Era
um poema de Sofia…era uma sinfonia de Mozart,, uma escultura de Rodin, um
quadro de Rembrandt… era tudo isso e muito mais que eu queria plasmar nesta
noite tropical. Estando aqui perto,
também estou lá longe, no Rio, em Guanabara, no apoteótico Maracanã.
E
o poema é a dança em espiral dos corpos ondulantes… a sinfonia é o ritmo cadenciado
de quem corre ligeiro nas pistas do estádio… a escultura é a bola multicolor do
voleibol sentado, enfim, o quadro é o Olimpo dos deuses onde brilham como
coroas de estrelas todos aqueles que souberam mudar a fatalidade em oportunidade, fizeram do seu pranto um
cântico de magia… e o que fora uma inexorável descida aos abismos
transformaram num voo triunfal directo às alturas!

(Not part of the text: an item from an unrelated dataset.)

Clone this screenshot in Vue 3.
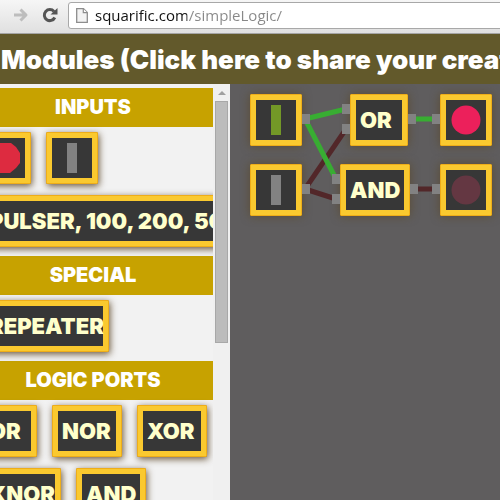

Olho os Jogos Paralímpicos do Rio de Janeiro.
E penetram em mim duas correntes de ar puro – uma, fria de gelar e a outra,
quente de sonhar. Num relance superficial e fugaz estremeço perante os corpos
que desfilam, fisicamente diminuídos, parcialmente amputados daquela pujança homérica dos corpos perfeitos. Um deles poderia ser o
meu… Mas no decurso do certame, uma onda maior traz-me o calor contagiante do
quanto pode a força humana, sacode-me os neurónios o milagre vivo – mais um! – da
energia anímica que dá asas aos membros decepados e faz abrir dentro de nós a
fonte da esperança renascida, daquela que não se deixa enrodilhar na manta
escura do desânimo, senão mesmo da depressão sem retorno. Confesso que me
enternecem e, ao mesmo tempo, me alavancam o subconsciente latente activo as
diversas provas em que participam os heróis paralímpicos. Chamo HERÓIS, estes
maiores que os outros que os precederam. nos JO/16. Porque foi preciso um poder cerebral muito
maior e uma vontade indómita para superar
os obstáculos das fatalidades supervenientes no dealbar da juventude. Bem andou,
pois, o governo português fazendo-se
representar pelo ministro Tiago Brandão Rodrigues e pela Secretária de Estado
da Inclusão das Pessoas com deficiência, Ana Sofia Antunes, a primeira
governante invisual do país.
Mais
vasto, porém, é o mundo dos Paralímpicos de outras esferas do saber humano. Trago
ao universal Maracanã da História tantos outros que investiram o melhor de si
próprios, “mais do que prometia a força humana” (Lusíadas, Canto I). Nas praias da Grécia Antiga lá estava Demóstenes,
tartamudo de nascença, metendo calhaus na boca para vencer a gaguez e tornar-se mais tarde no Príncipe da Oratória Helénica. Vejo passar
Beethoven que, no tormento da surdez, compôs a magnífica “Quinta Sinfonia”.
Penso no poeta Jorge Luis Borges, cuja cegueira lhe abriu paisagens infinitas.
Dou mais uns passos e, aí perto no Brasil, contemplo em 1972, extasiado e mudo,
(estou a vê-las) as estátuas monumentais
em pedra-sabão que os braços paralisados do “Alejadinho” (António Francisco de
Lisboa), filho de mãe escrava e atacado de doença degenerativa fatal, deixaram imortalizadas, desde o séc.XVIII, no
átrio do templo de Congonhas, São José do Ouro Preto. Actualmente, emerge, sem
sombra de dúvida, o conhecido físico e cosmólogo britânico Stephen Hawking, a
quem a esclerose lateral amiotrófica não impediu de alcançar o topo dos
cientistas vivos.
E aqui na Madeira, vejo o nosso dramaturgo
Baltazar Dias que, mesmo pobre e cego, nos legou, desde o séc.XVI, as peças de teatro, sobretudo os
Autos, largamente representados em Portugal e no Brasil. Mais forte e impressivo, porque junto de nós,
aqui e agora, agiganta-se, como um facho olímpico, a beleza coreográfica do “DANÇANDO COM A DIFERENÇA””, do grande criativo Henrique Amoedo, benemérito
da Ilha, que ajudou a vencer barreiras inatas e projectá-las em espectáculos de
estética impar correndo mundo!
É
incomensurável o estádio dos Paralímpicos
ao longo da História, inesgotáveis são as suas pistas, indescritíveis os seus
segredos energéticos. Por isso, curvo-me, emocionado e, mais do que isso,
agradeço, o mundo inteiro agradece e irresistivelmente interioriza a lição
memorável dos Heróis – Todos, particularmente Os Não Medalhados – Paralímpicos/16,
deuses do Olimpo regenerador dos nossos tempos!